→ EXERCISE
Quote the whole listing exactly. Leave the pictures out of your copy.

→ INFORMATION PROVIDED
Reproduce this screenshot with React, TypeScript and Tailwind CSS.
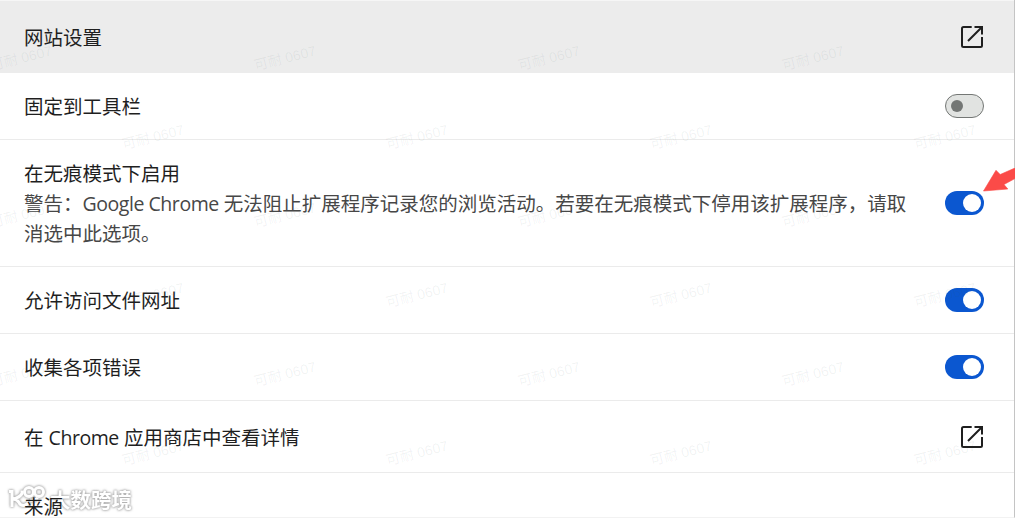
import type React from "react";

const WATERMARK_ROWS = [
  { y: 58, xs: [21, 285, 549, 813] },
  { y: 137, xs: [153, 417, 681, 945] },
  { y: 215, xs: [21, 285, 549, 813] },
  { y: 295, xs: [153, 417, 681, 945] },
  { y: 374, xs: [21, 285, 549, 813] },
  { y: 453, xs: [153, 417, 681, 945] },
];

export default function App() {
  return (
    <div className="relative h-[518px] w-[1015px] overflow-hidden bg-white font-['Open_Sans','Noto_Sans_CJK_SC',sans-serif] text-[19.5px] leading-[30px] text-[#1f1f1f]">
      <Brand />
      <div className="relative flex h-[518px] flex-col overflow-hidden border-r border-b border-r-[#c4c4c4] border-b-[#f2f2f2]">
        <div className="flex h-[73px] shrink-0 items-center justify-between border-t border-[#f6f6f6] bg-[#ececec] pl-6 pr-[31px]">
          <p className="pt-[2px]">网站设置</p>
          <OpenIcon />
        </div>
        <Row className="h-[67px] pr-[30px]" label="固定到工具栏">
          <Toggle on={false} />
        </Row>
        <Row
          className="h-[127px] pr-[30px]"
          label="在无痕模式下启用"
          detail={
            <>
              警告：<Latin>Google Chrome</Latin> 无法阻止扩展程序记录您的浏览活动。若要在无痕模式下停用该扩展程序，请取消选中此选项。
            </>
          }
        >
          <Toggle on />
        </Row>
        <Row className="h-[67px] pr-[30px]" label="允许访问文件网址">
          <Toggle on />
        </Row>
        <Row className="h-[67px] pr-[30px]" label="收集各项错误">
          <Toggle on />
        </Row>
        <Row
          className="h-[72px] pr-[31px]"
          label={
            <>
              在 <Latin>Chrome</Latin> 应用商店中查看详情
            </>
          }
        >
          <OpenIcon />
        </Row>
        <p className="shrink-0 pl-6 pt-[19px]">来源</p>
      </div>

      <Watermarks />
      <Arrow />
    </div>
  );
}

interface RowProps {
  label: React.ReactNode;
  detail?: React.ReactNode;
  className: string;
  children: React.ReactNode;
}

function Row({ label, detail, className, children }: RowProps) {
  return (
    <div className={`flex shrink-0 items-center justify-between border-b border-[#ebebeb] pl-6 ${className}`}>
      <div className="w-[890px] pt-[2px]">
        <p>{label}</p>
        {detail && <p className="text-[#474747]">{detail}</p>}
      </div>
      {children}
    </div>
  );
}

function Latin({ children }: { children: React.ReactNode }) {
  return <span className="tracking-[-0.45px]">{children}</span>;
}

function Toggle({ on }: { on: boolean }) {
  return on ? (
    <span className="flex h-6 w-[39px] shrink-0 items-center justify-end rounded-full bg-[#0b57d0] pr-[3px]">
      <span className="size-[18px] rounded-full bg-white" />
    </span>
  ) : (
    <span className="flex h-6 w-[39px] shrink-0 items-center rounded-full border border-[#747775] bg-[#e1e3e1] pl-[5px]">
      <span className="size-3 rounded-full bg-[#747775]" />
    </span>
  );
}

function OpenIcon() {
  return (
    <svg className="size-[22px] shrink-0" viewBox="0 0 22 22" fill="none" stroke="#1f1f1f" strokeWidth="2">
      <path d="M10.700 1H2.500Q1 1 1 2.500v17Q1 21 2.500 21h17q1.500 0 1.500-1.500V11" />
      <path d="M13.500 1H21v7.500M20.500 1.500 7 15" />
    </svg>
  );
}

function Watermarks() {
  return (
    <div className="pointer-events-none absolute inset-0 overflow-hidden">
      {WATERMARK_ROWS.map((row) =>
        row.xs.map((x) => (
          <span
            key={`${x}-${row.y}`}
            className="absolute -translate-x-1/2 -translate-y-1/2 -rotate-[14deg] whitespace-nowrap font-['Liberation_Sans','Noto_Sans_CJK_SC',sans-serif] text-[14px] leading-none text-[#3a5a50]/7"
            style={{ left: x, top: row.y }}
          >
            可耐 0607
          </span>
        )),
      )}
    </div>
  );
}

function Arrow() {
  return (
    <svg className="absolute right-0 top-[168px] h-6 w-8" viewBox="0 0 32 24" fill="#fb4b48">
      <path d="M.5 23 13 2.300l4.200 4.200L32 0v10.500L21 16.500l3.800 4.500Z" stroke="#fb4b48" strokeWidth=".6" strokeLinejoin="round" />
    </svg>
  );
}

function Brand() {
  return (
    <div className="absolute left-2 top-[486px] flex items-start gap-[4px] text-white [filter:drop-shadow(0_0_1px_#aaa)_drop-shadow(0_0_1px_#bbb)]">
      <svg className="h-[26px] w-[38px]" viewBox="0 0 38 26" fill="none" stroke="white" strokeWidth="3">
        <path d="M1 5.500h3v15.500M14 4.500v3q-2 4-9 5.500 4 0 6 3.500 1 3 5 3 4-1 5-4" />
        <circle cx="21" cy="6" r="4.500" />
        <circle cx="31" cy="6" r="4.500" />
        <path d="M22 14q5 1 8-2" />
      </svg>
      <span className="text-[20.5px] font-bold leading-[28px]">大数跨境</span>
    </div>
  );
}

→ CORRECT OUTPUT
Reproduce this screenshot with React, TypeScript and Tailwind CSS.
import type React from "react";

const WATERMARK_ROWS = [
  { y: 58, xs: [21, 285, 549, 813] },
  { y: 137, xs: [153, 417, 681, 945] },
  { y: 215, xs: [21, 285, 549, 813] },
  { y: 295, xs: [153, 417, 681, 945] },
  { y: 374, xs: [21, 285, 549, 813] },
  { y: 453, xs: [153, 417, 681, 945] },
];

export default function App() {
  return (
    <div className="relative h-[518px] w-[1015px] overflow-hidden bg-white font-['Open_Sans','Noto_Sans_CJK_SC',sans-serif] text-[19.5px] leading-[30px] text-[#1f1f1f]">
      <Brand />
      <div className="relative flex h-[518px] flex-col overflow-hidden border-r border-b border-r-[#c4c4c4] border-b-[#f2f2f2]">
        <div className="flex h-[73px] shrink-0 items-center justify-between border-t border-[#f6f6f6] bg-[#ececec] pl-6 pr-[31px]">
          <p className="pt-[2px]">网站设置</p>
          <OpenIcon />
        </div>
        <Row className="h-[67px] pr-[30px]" label="固定到工具栏">
          <Toggle on={false} />
        </Row>
        <Row
          className="h-[127px] pr-[30px]"
          label="在无痕模式下启用"
          detail={
            <>
              警告：<Latin>Google Chrome</Latin> 无法阻止扩展程序记录您的浏览活动。若要在无痕模式下停用该扩展程序，请取消选中此选项。
            </>
          }
        >
          <Toggle on />
        </Row>
        <Row className="h-[67px] pr-[30px]" label="允许访问文件网址">
          <Toggle on />
        </Row>
        <Row className="h-[67px] pr-[30px]" label="收集各项错误">
          <Toggle on />
        </Row>
        <Row
          className="h-[72px] pr-[31px]"
          label={
            <>
              在 <Latin>Chrome</Latin> 应用商店中查看详情
            </>
          }
        >
          <OpenIcon />
        </Row>
        <p className="shrink-0 pl-6 pt-[19px]">来源</p>
      </div>

      <Watermarks />
      <Arrow />
    </div>
  );
}

interface RowProps {
  label: React.ReactNode;
  detail?: React.ReactNode;
  className: string;
  children: React.ReactNode;
}

function Row({ label, detail, className, children }: RowProps) {
  return (
    <div className={`flex shrink-0 items-center justify-between border-b border-[#ebebeb] pl-6 ${className}`}>
      <div className="w-[890px] pt-[2px]">
        <p>{label}</p>
        {detail && <p className="text-[#474747]">{detail}</p>}
      </div>
      {children}
    </div>
  );
}

function Latin({ children }: { children: React.ReactNode }) {
  return <span className="tracking-[-0.45px]">{children}</span>;
}

function Toggle({ on }: { on: boolean }) {
  return on ? (
    <span className="flex h-6 w-[39px] shrink-0 items-center justify-end rounded-full bg-[#0b57d0] pr-[3px]">
      <span className="size-[18px] rounded-full bg-white" />
    </span>
  ) : (
    <span className="flex h-6 w-[39px] shrink-0 items-center rounded-full border border-[#747775] bg-[#e1e3e1] pl-[5px]">
      <span className="size-3 rounded-full bg-[#747775]" />
    </span>
  );
}

function OpenIcon() {
  return (
    <svg className="size-[22px] shrink-0" viewBox="0 0 22 22" fill="none" stroke="#1f1f1f" strokeWidth="2">
      <path d="M10.700 1H2.500Q1 1 1 2.500v17Q1 21 2.500 21h17q1.500 0 1.500-1.500V11" />
      <path d="M13.500 1H21v7.500M20.500 1.500 7 15" />
    </svg>
  );
}

function Watermarks() {
  return (
    <div className="pointer-events-none absolute inset-0 overflow-hidden">
      {WATERMARK_ROWS.map((row) =>
        row.xs.map((x) => (
          <span
            key={`${x}-${row.y}`}
            className="absolute -translate-x-1/2 -translate-y-1/2 -rotate-[14deg] whitespace-nowrap font-['Liberation_Sans','Noto_Sans_CJK_SC',sans-serif] text-[14px] leading-none text-[#3a5a50]/7"
            style={{ left: x, top: row.y }}
          >
            可耐 0607
          </span>
        )),
      )}
    </div>
  );
}

function Arrow() {
  return (
    <svg className="absolute right-0 top-[168px] h-6 w-8" viewBox="0 0 32 24" fill="#fb4b48">
      <path d="M.5 23 13 2.300l4.200 4.200L32 0v10.500L21 16.500l3.800 4.500Z" stroke="#fb4b48" strokeWidth=".6" strokeLinejoin="round" />
    </svg>
  );
}

function Brand() {
  return (
    <div className="absolute left-2 top-[486px] flex items-start gap-[4px] text-white [filter:drop-shadow(0_0_1px_#aaa)_drop-shadow(0_0_1px_#bbb)]">
      <svg className="h-[26px] w-[38px]" viewBox="0 0 38 26" fill="none" stroke="white" strokeWidth="3">
        <path d="M1 5.500h3v15.500M14 4.500v3q-2 4-9 5.500 4 0 6 3.500 1 3 5 3 4-1 5-4" />
        <circle cx="21" cy="6" r="4.500" />
        <circle cx="31" cy="6" r="4.500" />
        <path d="M22 14q5 1 8-2" />
      </svg>
      <span className="text-[20.5px] font-bold leading-[28px]">大数跨境</span>
    </div>
  );
}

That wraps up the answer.